### RECORDED INFORMATION
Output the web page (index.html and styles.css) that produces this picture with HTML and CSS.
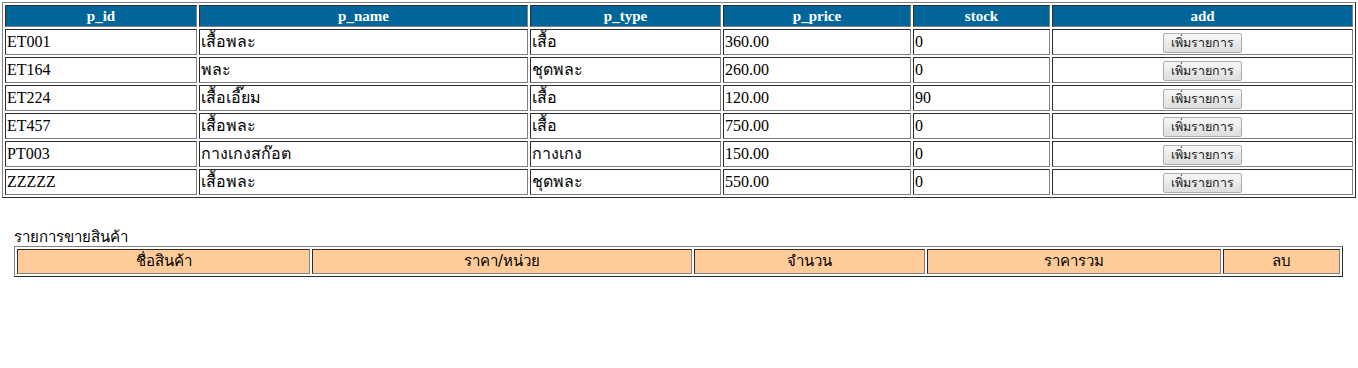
FILE: index.html
```html
<!DOCTYPE html>
<html>
<head>
<meta charset="utf-8">
<title>Products</title>
<link rel="stylesheet" href="styles.css">
</head>
<body>
<table class="products">
  <thead>
    <tr>
      <th class="c-id">p_id</th>
      <th class="c-name">p_name</th>
      <th class="c-type">p_type</th>
      <th class="c-price">p_price</th>
      <th class="c-stock">stock</th>
      <th class="c-add">add</th>
    </tr>
  </thead>
  <tbody>
    <tr><td>ET001</td><td>เสื้อพละ</td><td>เสื้อ</td><td>360.00</td><td>0</td><td class="add"><button class="btn">เพิ่มรายการ</button></td></tr>
    <tr><td>ET164</td><td>พละ</td><td>ชุดพละ</td><td>260.00</td><td>0</td><td class="add"><button class="btn">เพิ่มรายการ</button></td></tr>
    <tr><td>ET224</td><td>เสื้อเอี๊ยม</td><td>เสื้อ</td><td>120.00</td><td>90</td><td class="add"><button class="btn">เพิ่มรายการ</button></td></tr>
    <tr><td>ET457</td><td>เสื้อพละ</td><td>เสื้อ</td><td>750.00</td><td>0</td><td class="add"><button class="btn">เพิ่มรายการ</button></td></tr>
    <tr><td>PT003</td><td>กางเกงสก๊อต</td><td>กางเกง</td><td>150.00</td><td>0</td><td class="add"><button class="btn">เพิ่มรายการ</button></td></tr>
    <tr><td>ZZZZZ</td><td>เสื้อพละ</td><td>ชุดพละ</td><td>550.00</td><td>0</td><td class="add"><button class="btn">เพิ่มรายการ</button></td></tr>
  </tbody>
</table>

<div class="sales">
  <div class="caption">รายการขายสินค้า</div>
  <table class="cart">
    <tr>
      <th class="k-name">ชื่อสินค้า</th>
      <th class="k-unit">ราคา/หน่วย</th>
      <th class="k-qty">จำนวน</th>
      <th class="k-total">ราคารวม</th>
      <th class="k-del">ลบ</th>
    </tr>
  </table>
</div>
</body>
</html>
```

FILE: styles.css
```css
body {
  margin: 2px;
  font-family: "Liberation Serif", "Times New Roman", serif;
  font-size: 16px;
  color: #000;
  background: #fff;
}

table {
  border-collapse: separate;
  border-spacing: 2px;
  border: 1px outset #808080;
  table-layout: fixed;
}

th, td {
  border: 1px inset #808080;
  padding: 1px;
  box-sizing: border-box;
}

.products {
  width: 1354px;
}

.products th {
  background: #006699;
  color: #fff;
  font-weight: bold;
  font-size: 15px;
  height: 22px;
  line-height: 18px;
  text-align: center;
}

.products td {
  height: 26px;
  line-height: 20px;
  text-align: left;
  vertical-align: middle;
  white-space: nowrap;
}

.c-id { width: 192px; }
.c-name { width: 329px; }
.c-type { width: 191px; }
.c-price { width: 188px; }
.c-stock { width: 137px; }

.products td.add {
  text-align: center;
}

.btn {
  font-family: Tahoma, "DejaVu Sans", sans-serif;
  font-size: 12.5px;
  height: 20px;
  padding: 0 7px;
  line-height: 16px;
  color: #222;
  background: linear-gradient(#f7f7f7, #dddddd);
  border: 1px solid #acacac;
  border-radius: 2px;
  vertical-align: middle;
}

.sales {
  margin: 30px 0 0 12px;
}

.caption {
  font-family: Tahoma, "DejaVu Sans", sans-serif;
  font-size: 15px;
  line-height: 18px;
  height: 18px;
}

.cart {
  width: 1329px;
}

.cart th {
  background: #ffcc99;
  font-family: Tahoma, "DejaVu Sans", sans-serif;
  font-weight: normal;
  font-size: 15px;
  height: 25px;
  line-height: 21px;
  text-align: center;
}

.k-name { width: 293px; }
.k-unit { width: 380px; }
.k-qty { width: 231px; }
.k-total { width: 294px; }
```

### WHAT THE EXERCISE ASKS
Which lines contain "styles"? Show each of them.

### EXPECTED ANSWER
Output the web page (index.html and styles.css) that produces this picture with HTML and CSS.
<link rel="stylesheet" href="styles.css">
FILE: styles.css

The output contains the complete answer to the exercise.